Examples of SLs are: { Secret / UFO, Crypto }, { Top Secret / UFO, Crypto, Stargate } and { Unclassified }
Note the hierarchical sensitivity followed by zero or more categories. The reason for having categories as well as sensitivities is so that sensitivities can be further compartmentalized on a need-to-know basis. For example, while a process may be cleared to the "Secret" sensitivity level, it may not need any type of access to the project "Warp Drive" (which could be the name of a category).


  1. Security Levels on objects are called Classifications.
  2. Security Levels on subjects are called Clearances.
Thus, objects are labeled with a Classification, while subjects operate with a specific Clearance. Security Levels can have also Ranges, but these are beyond the scope of this introduction.

49.6.3. MLS Policy

SELinux uses the Bell-La Padula BLP model, with Type Enforcement (TE) for integrity. In simple terms, MLS policy ensures that a Subject has an appropriate clearance to access an Object of a particular classification.
For example, under MLS, the system needs to know how to process a request such as: Can a process running with a clearance of { Top Secret / UFO, Rail gun } write to a file classified as { Top Secret / UFO } ?
The MLS model and the policy implemented for it will determine the answer. (Consider, for example, the problem of information leaking out of the Rail gun category into the file).
MLS meets a very narrow (yet critical) set of security requirements based around the way information and personnel are managed in rigidly controlled environments such as the military. MLS is typically difficult to work with and does not map well to general-case scenarios.
Type Enforcement (TE) under SELinux is a more flexible and expressive security scheme, which is in many cases more suitable than MLS.
There are, however, several scenarios where traditional MLS is still required. For example, a file server where the stored data may be of mixed classification and where clients connect at different clearances. This results in a large number of Security Levels and a need for strong isolation all on a single system.
This type of scenario is the reason that SELinux includes MLS as a security model, as an adjunct to TE.

49.6.4. Enabling MLS in SELinux


It is not recommended to use the MLS policy on a system that is running the X Window System.
Follow these steps to enable the SELinux MLS policy on your system.
  1. Install the selinux-policy-mls package:
    ~]# yum install selinux-policy-mls
  2. Before the MLS policy is enabled, each file on the file system must be relabeled with an MLS label.
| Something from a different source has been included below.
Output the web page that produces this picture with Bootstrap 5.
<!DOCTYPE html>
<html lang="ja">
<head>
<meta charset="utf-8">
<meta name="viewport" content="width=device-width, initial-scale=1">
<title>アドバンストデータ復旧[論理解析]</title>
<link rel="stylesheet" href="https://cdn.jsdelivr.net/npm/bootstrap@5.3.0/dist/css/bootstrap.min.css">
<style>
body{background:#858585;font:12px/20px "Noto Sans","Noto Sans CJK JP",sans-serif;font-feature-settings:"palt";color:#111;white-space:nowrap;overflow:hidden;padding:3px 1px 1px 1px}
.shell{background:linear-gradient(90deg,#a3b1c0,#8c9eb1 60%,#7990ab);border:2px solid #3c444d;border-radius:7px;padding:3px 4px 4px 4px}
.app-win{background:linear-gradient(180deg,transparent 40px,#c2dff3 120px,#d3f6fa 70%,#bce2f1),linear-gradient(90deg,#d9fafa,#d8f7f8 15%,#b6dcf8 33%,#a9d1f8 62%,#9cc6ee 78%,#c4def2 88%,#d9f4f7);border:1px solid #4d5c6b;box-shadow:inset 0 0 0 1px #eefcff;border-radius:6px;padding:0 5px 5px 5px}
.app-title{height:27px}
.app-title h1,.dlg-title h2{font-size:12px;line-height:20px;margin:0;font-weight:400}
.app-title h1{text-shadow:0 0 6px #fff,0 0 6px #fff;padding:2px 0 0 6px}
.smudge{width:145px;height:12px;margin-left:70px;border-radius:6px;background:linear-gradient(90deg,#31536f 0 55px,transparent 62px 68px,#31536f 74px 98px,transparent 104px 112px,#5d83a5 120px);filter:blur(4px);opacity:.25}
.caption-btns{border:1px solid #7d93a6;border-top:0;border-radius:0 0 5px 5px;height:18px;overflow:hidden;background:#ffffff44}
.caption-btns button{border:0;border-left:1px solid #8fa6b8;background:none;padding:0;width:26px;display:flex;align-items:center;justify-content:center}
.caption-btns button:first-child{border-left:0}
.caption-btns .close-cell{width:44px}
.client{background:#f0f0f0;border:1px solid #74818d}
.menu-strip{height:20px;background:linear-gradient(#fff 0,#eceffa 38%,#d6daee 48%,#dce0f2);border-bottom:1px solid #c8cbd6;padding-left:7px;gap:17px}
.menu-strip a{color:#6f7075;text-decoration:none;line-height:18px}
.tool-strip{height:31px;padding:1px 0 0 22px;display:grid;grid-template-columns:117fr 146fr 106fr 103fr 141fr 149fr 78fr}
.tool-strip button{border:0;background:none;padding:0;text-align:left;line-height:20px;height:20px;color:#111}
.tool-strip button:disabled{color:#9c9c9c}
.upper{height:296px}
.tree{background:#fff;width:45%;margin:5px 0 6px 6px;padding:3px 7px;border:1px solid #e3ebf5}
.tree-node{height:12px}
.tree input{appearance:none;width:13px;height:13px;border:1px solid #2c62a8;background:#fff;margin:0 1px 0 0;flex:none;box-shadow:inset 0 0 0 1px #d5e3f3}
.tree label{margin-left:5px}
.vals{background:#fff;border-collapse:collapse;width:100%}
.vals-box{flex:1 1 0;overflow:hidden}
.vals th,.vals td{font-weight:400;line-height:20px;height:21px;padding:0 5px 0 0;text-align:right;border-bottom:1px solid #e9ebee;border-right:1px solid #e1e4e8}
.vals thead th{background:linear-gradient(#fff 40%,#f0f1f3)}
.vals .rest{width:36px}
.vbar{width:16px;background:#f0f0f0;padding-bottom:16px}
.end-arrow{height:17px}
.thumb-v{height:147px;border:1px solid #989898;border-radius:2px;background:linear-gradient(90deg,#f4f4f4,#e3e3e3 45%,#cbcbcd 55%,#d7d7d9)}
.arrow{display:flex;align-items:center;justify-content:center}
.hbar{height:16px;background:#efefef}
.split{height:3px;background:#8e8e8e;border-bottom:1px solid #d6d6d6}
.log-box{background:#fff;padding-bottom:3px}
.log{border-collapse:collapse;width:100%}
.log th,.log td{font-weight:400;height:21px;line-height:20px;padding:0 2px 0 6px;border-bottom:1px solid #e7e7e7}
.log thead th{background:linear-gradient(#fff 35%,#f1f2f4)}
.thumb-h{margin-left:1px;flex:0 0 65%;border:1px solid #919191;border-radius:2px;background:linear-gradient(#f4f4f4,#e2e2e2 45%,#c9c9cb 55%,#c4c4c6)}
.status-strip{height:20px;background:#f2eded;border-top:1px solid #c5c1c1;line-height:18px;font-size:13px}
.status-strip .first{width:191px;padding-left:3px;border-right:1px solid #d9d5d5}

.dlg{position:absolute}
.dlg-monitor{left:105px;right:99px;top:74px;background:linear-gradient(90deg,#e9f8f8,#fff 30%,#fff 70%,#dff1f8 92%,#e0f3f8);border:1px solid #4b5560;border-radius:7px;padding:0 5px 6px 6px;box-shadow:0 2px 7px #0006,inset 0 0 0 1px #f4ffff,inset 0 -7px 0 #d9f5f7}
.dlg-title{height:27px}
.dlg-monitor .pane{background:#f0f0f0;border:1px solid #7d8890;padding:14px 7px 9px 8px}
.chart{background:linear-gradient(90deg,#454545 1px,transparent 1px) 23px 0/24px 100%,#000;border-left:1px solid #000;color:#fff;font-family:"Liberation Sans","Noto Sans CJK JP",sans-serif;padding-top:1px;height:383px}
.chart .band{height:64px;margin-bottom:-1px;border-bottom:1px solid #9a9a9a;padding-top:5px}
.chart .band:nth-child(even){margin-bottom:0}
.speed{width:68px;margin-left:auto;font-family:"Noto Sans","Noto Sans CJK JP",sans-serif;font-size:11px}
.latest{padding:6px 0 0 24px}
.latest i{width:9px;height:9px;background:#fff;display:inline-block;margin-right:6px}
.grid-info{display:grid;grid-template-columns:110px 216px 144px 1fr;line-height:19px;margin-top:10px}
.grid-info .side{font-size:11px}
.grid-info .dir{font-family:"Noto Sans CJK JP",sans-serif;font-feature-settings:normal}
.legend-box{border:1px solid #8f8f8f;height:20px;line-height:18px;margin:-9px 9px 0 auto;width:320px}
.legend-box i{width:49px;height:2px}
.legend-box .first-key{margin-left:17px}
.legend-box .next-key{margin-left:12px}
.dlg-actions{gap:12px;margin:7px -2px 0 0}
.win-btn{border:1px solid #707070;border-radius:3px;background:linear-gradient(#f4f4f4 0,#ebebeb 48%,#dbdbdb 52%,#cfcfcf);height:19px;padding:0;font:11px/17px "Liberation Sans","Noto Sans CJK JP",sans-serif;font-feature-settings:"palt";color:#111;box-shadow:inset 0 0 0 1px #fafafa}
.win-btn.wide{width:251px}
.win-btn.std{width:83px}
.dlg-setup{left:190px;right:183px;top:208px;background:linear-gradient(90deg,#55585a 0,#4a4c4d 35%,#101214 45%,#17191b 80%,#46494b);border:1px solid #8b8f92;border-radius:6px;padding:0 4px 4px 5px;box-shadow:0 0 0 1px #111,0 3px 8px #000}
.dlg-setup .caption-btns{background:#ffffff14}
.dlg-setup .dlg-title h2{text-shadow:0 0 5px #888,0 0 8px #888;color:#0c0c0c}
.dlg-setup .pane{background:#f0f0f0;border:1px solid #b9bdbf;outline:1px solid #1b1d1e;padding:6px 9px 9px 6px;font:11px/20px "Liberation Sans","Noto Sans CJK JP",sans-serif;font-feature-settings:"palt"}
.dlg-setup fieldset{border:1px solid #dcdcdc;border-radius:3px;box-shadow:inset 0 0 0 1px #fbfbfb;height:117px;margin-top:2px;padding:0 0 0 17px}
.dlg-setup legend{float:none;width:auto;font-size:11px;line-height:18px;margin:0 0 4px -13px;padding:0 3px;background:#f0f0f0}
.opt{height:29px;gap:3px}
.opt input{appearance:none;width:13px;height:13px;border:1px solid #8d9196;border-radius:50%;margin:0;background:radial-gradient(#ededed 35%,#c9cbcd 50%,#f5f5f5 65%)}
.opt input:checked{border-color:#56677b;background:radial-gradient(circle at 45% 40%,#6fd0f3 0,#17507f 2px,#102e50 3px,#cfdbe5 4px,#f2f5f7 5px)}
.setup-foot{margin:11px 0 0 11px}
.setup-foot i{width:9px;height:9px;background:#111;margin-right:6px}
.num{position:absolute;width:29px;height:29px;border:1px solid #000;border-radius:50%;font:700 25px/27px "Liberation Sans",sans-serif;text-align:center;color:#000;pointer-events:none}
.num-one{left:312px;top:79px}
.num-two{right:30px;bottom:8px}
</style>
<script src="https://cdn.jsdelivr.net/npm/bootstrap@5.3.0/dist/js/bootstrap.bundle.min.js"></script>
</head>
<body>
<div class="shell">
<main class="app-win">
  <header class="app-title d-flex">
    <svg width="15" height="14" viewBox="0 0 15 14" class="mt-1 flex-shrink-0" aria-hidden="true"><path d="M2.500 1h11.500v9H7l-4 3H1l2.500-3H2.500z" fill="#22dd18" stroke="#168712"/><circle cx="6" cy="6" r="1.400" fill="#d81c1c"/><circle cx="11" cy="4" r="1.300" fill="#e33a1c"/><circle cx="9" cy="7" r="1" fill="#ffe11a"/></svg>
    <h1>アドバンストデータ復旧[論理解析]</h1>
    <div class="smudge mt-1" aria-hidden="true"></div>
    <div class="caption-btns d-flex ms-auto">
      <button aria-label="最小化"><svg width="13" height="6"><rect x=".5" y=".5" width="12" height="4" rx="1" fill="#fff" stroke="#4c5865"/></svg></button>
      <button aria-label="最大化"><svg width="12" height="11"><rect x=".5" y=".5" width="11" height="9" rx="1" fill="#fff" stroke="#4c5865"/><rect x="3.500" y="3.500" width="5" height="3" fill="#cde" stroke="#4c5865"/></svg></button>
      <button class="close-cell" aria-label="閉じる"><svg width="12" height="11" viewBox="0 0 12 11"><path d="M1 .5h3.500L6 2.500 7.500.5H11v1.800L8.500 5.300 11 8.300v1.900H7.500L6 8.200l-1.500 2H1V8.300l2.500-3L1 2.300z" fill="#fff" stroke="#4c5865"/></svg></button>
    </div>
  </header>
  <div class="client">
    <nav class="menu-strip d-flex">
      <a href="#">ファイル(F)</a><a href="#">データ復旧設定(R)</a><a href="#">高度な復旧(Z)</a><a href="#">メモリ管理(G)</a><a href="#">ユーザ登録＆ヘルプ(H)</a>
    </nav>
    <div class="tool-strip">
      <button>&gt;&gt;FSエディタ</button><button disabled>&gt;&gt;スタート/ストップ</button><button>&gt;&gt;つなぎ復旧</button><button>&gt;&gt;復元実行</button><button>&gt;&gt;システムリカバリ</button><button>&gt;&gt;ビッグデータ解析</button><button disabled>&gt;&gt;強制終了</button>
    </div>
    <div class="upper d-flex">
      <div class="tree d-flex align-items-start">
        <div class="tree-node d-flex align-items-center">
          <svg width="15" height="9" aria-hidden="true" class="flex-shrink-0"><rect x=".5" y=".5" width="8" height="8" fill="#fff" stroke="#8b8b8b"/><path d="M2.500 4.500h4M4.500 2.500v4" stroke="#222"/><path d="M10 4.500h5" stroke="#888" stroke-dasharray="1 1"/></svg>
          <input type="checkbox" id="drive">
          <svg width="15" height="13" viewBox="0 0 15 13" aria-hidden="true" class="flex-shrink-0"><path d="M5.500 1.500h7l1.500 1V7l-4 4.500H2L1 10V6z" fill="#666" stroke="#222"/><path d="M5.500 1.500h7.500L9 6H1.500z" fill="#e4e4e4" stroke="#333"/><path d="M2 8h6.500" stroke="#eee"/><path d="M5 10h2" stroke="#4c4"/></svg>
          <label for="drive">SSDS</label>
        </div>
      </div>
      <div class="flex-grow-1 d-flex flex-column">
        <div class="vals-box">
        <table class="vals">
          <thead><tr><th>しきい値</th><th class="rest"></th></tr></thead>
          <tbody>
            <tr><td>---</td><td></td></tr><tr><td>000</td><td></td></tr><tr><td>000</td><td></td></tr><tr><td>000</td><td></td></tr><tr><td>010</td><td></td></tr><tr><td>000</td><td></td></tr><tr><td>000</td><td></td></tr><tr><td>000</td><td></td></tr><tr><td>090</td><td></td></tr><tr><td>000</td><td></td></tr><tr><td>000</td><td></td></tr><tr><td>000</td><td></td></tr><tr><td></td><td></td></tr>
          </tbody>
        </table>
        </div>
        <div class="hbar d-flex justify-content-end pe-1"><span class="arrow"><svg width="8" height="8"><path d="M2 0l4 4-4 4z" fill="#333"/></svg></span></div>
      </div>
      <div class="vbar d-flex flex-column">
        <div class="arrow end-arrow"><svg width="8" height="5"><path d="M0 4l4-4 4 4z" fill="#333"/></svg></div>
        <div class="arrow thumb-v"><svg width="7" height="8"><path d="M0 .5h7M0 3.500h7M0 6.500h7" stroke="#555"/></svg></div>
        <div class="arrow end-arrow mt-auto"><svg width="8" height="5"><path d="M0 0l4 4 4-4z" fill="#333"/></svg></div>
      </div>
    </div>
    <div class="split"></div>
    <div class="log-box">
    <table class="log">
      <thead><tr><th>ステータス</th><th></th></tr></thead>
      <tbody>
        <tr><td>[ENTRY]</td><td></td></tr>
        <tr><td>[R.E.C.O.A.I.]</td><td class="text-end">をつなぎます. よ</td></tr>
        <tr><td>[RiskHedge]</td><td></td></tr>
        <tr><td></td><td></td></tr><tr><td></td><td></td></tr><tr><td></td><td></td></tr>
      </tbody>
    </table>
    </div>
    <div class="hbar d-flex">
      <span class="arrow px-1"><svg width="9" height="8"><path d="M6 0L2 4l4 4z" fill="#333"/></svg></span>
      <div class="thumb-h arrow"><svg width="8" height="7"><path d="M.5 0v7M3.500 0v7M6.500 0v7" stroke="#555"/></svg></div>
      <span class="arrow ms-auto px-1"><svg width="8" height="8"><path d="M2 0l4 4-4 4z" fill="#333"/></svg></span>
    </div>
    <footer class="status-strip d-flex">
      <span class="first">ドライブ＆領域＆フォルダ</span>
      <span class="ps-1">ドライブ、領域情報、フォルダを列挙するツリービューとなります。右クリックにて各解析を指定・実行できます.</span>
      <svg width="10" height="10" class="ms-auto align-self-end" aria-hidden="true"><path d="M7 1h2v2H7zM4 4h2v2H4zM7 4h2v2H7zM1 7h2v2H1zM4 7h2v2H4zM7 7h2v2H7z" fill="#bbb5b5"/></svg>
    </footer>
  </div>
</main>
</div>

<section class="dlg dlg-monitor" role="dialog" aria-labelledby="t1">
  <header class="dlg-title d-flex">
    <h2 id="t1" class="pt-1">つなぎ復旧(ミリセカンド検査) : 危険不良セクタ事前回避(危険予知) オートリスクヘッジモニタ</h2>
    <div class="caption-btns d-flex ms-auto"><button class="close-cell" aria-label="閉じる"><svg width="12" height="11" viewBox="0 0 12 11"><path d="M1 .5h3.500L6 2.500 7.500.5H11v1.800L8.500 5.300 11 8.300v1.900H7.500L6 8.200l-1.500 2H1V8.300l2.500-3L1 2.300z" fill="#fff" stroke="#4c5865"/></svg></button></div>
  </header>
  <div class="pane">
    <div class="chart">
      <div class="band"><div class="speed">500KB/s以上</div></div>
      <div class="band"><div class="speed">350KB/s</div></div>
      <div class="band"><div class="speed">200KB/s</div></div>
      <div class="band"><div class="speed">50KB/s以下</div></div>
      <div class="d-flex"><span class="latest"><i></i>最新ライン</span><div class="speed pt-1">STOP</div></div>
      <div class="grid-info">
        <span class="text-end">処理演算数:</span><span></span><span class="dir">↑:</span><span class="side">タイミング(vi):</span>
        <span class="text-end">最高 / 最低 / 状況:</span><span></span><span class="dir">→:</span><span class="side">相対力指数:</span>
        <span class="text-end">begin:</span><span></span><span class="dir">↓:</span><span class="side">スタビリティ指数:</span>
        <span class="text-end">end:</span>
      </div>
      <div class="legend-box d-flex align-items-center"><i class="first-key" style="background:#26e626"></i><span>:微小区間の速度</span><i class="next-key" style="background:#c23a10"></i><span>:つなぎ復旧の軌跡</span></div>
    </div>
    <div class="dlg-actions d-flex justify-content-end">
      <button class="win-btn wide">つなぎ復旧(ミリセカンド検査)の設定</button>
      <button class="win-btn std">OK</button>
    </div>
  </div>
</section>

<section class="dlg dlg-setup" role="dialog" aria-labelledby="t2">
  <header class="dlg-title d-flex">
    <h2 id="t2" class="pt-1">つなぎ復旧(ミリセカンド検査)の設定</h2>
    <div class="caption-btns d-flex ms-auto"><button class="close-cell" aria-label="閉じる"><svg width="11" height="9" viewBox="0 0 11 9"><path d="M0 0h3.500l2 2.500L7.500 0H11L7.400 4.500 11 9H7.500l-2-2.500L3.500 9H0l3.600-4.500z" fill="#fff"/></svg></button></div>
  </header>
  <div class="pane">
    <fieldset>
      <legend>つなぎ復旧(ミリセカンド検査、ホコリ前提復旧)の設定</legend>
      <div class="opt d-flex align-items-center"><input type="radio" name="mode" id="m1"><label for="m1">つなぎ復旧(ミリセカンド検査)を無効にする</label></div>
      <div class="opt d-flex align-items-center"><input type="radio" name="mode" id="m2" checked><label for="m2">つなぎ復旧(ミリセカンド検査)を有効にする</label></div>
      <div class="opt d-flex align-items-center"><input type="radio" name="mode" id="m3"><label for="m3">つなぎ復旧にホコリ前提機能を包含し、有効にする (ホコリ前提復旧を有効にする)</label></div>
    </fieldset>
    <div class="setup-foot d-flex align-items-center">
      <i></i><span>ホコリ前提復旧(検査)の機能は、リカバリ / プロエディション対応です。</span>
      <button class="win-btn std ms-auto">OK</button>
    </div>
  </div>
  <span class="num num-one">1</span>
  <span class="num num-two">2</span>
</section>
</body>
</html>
When the file system is relabeled, confined domains may be denied access, which may prevent your system from booting correctly. To prevent this from happening, configure SELINUX=permissive in the /etc/selinux/config file. Also, enable the MLS policy by configuring SELINUXTYPE=mls. Your configuration file should look like this:
    # This file controls the state of SELinux on the system.
    # SELINUX= can take one of these three values:
    #     enforcing - SELinux security policy is enforced.
    #     permissive - SELinux prints warnings instead of enforcing.
    #     disabled - No SELinux policy is loaded.
    # SELINUXTYPE= can take one of these two values:
    #     targeted - Targeted processes are protected,
    #     minimum - Modification of targeted policy. Only selected processes are protected. 
    #     mls - Multi Level Security protection.
  3. Make sure SELinux is running in the permissive mode:
    ~]# setenforce 0
    ~]# getenforce
  4. Create the .autorelabel file in root's home directory to ensure that files are relabeled upon next reboot:
    ~]# touch /.autorelabel
  5. Reboot your system. During the next boot, all file systems will be relabeled according to the MLS policy. The label process labels all files with an appropriate SELinux context:
    *** Warning -- SELinux mls policy relabel is required.
    *** Relabeling could take a very long time, depending on file
    *** system size and speed of hard drives.
    Each * (asterisk) character on the bottom line represents 1000 files that have been labeled. In the above example, eleven * characters represent 11000 files which have been labeled. The time it takes to label all files depends upon the number of files on the system, and the speed of the hard disk drives. On modern systems, this process can take as little as 10 minutes. Once the labeling process finishes, the system will automatically reboot.
  6. Once the file system is relabeled, execute the following commands to assure that the /root directory and all other home directories are properly labeled:
    ~]# genhomedircon
    ~]# restorecon -R -v /root /home <other_home_directories>
  7. In permissive mode, SELinux policy is not enforced, but denials are still logged for actions that would have been denied if running in enforcing mode. Before changing to enforcing mode, as the Linux root user, run the grep "SELinux is preventing" /var/log/messages command to confirm that SELinux did not deny actions during the last boot. If SELinux did not deny actions during the last boot, this command does not return any output.
  8. If there were no denial messages in /var/log/messages, or you have resolved all existing denials, configure SELINUX=enforcing in the /etc/selinux/config file:
    # This file controls the state of SELinux on the system.
    # SELINUX= can take one of these three values:
    #     enforcing - SELinux security policy is enforced.
    #     permissive - SELinux prints warnings instead of enforcing.
    #     disabled - No SELinux policy is loaded.
    # SELINUXTYPE= can take one of these two values:
    #     targeted - Targeted processes are protected,
    #     minimum - Modification of targeted policy. Only selected processes are protected. 
    #     mls - Multi Level Security protection.
  9. Reboot your system and make sure SELinux is running in permissive mode:
    ~]$ getenforce
    and the MLS policy is enabled:
    ~]# sestatus |grep mls
    Policy from config file:        mls

49.6.5. LSPP Certification

Efforts are being made to have Linux certified as an MLS operating system. The certification is equivalent to the old B1 rating, which has been reworked into the Labeled Security Protection Profile under the Common Criteria scheme.